I did not quit. Even though some days, it felt like every word I wrote was "failure." I decided I would rather fail than quit.

And then one day last spring, I found myself standing in a graveyard in Indiana when an idea for a story struck me. Something totally new.

I wrote it down. And it felt...good. Right.

Inspiration strikes...

Ultimately, I wrote a novel that features many of the same themes found in The Ethan I Was Before, but also some totally new ones. The principal conflict in the book is that the main character can’t understand why her mother doesn’t seem to love her the way she once did.

Very, very fortunately for me, this is not a problem with which I have firsthand experience (Hi, Mom! You're awesome!). But the insecurity that comes along with wondering if you’re just not good enough for someone (or to do something)? Now that’s a feeling I’ve become intimately acquainted with in the past year. And, ironically, that experience has helped me to understand my main character well enough to bring her struggle to life on the page.

It is with so much joy, pride, and relief that I can tell you that my second book, AUGUST ISLE, will be hitting shelves in early 2019. I won’t say much more about it now, besides that it’s a story of redemption and a labor of love.

One last thing before I go. It has helped me immensely to know through this last year that I was not alone.

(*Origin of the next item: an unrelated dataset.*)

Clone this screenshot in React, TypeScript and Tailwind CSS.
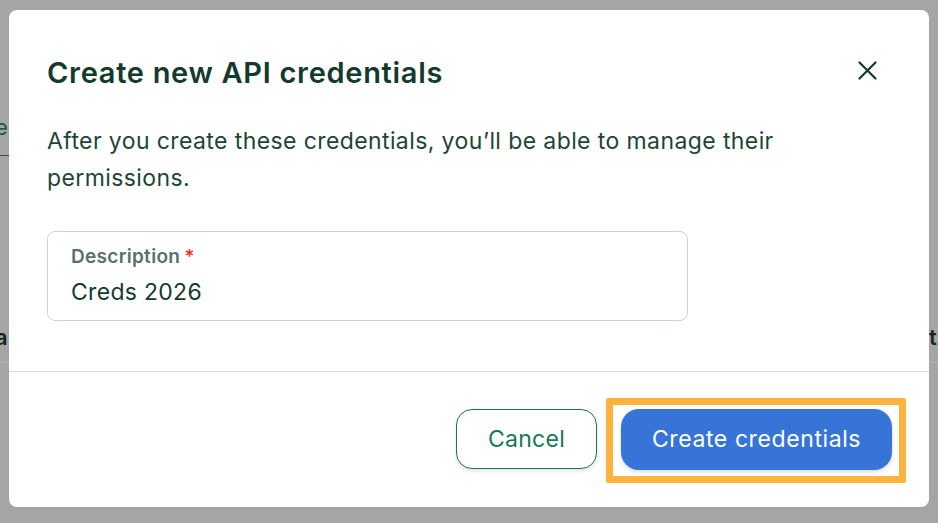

I had the unwavering support of my agents and editors, friends and family. (Thank you, thank you, a million times over.) But I also had conversations with many authors who were also struggling through their second books, or had been through that struggle in the past. And what I learned from those conversations is that my experiences are actually pretty…normal. The cost of doing what you love is constantly worrying that you won’t be able to do it well enough. That you’ll squander this amazing chance you’ve been given. That you’ll let your stories, your characters, and your readers all down. Sometimes you do, and it’s really, really hard.

And then you keep going and hope that maybe tomorrow you’ll do better. Because that’s the job. And it's the only job you ever want to do.